Last week a cop leaves a loaded handgun in his van's unlocked glove box, then leaves his kids unattended in the van. A 7-year-old is shot in the torso by a younger sibling and dies.
Two weeks ago two felons leave four guns loaded and unsecured at home during a visit by two children, 7 and 9. One takes a gun to school and hits the other, who barely survives after five surgeries. The 9-year-old is charged with unlawful possession of a firearm, bringing a weapon to school, and reckless endangerment.
Washington has no law that provides for criminal penalties for adults who allow children to obtain guns, but that hasn't stopped prosecutors from taking unprecedented measures against negligent parents.

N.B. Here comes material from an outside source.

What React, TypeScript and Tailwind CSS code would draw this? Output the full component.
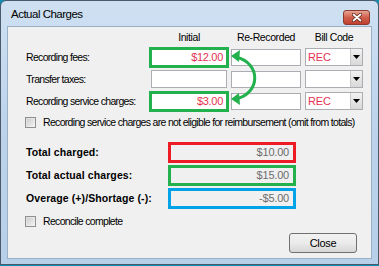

Prosecutors are charging the two felons with third-degree assault, unprecedented for negligence in a child shooting. They could face five years in prison each. "It's not been done before, that we know," said the prosecutor, "but we're confident in our research." The boy's sentence has been reduced to one year of probation for agreeing to testify against his mother and her boyfriend. Meanwhile the 3-year-old's mother's boyfriend will likely be charged as well, and there's no telling what will happen to the police officer.
People are calling for stricter gun laws in response to the shootings, and yet just last week gun-rights advocates were happily celebrating after the state supreme court overruled a city parks gun ban. Mercer Island residents and Weekly readers are expressing outrage over police blaming parents for crimes committed by children, and yet we dare give firearm-negligent parents the pass?
As Nicole Brodeur asserts in this morning's Times,
Each (parent) left a gun unlocked in a place where a child could reach it, fire it -- and kill or nearly kill with it... all of these people who felt the need to have or carry a firearm let their guard down -- and the safety off.
Brodeur calls for stricter gun laws, but laws already cover the shootings' causes: felons not allowed to own handguns, an irresponsible boyfriend with a concealed weapons permit, and a careless police officer with three years of patrol duty. We don't need more restrictions against our heavily defended gun rights. We need to enforce the laws we already have, which, if followed, would have prevented these three tragedies.